Television

The Fizzled Golden Globes

Britney Spears, freeloading hacks, and a painful whooshing sound.

With the writers’ strike dictating that the 65th annual Golden Globe Awards would not proceed as usual, the ceremony’s usual orgy of Armani and gratitude was replaced last night with a broadcast of attractive people reading lists. NBC attempted to offer some compensatory eye candy by running a special edition of Dateline in the hours before the announcement. The show, dubbed “Going for Gold,” didn’t stint on auric figures of speech, with host Matt Lauer breathing such lines as “… but first, a golden opportunity to meet some of the nominees.” Nor was there a shortage of embarrassing cross-promotional gimmickry (Tiki Barber and a squad of NBC’s football folk showed up to submit their predictions) or airy clichés. You’ll be pleased to know that James McAvoy is “keeping his head above the hype” and that Patricia Arquette marches “to the beat of her own drum.”

But such boilerplate profile-speak is standard operating procedure on shows like this. What was striking was that half of the segments found interviewees entertaining questions about tabloid tarts and their scandals. Apparently, being a Hollywood actor without a position on Britney Spears is more shameful than being a presidential candidate without an approach to Pakistan. Arquette was egged into a lengthy discussion of Ms. Spears’ tribulations. During a bit on Sally Field, Lindsay Lohan’s mug shot slid across the screen. Elsewhere, the correspondent for NBC asked Juno’s Ellen Page if, given the current outbreak of young ladies behaving badly, she felt any particular pressure not to behave like a drug-addled floozy. I don’t recall her answer, but I do remember that the camera pulled in on her Chuck Taylors: evidence that she’s keeping her head above the hype.

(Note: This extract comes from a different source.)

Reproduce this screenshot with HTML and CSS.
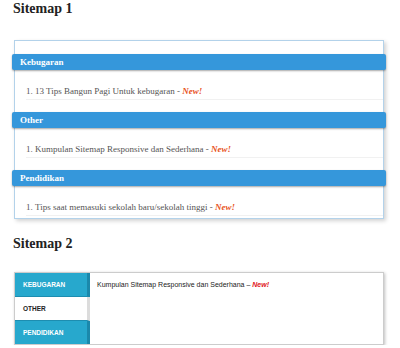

The presentation that followed could have used a blotto starlet or volatile pop siren—anything to enliven the show. It was shiny, and it was dull, and one felt sympathy for hosts Billy Bush and Nancy O’Dell, the head cheerleaders on Access Hollywood, as opposed to the usual sensation of light-headed resignation that their presence inspires. Crowded behind a podium, the two of them would read the names of the nominees in the glitziest categories and then a blast of synthesized sibilance would accompany the revelation of the winner. Whooosh—Cate Blanchett. And Billy and Nancy would spend 20 seconds chattering in approval or surprise before moving on to the next category. Whoosh—Mad Men. Whoosh—Tina Fey. Their colleague Shaun Robinson sat off to the side, where her duties including eliciting Oscar-race commentary from a former colleague of mine, Entertainment Weekly’s Dave Karger, and pretending that all of this was fun. “This is fun,” she lied.

Meanwhile, over at the Beverly Hilton, the Hollywood Foreign Press Association hosted a press conference, and a dream team of entertainment-news anchors announced the winners to the assembled media. CNN aired it as a special edition of Larry King Live, and Larry chimed in on the proceedings with his usual gruff cluelessness. To be clear, this event involved a bunch of reporters listening as a bunch of reporters revealed the victors of a contest run by a bunch of reporters. That’s substance. The affair was far livelier than NBC’s hour—that is to say, it was not dead on arrival. There was an audience, so the microphones picked up applause, and the lamentable preannouncement whoosh was banished by a drumroll played on tom-toms. There was also the wonderful dissonance of hearing Entertainment Tonight’s Mary Hart state the title of 4 Weeks, 3 Months, and 2 Days—the Romanian-made abortion drama—in the same happy-talk tone she would use to introduce a segment on celebrity weight loss.

The TV Guide Channel got up the gumption to broadcast post-show analysis of all of this. Its defining moment came early on, when a personality put a question to the president of the Hollywood Foreign Press Association, that oft-derided horde of freeloading hacks. “Was there any breath of fresh air for you?” “No,” he replied. “I don’t think so.”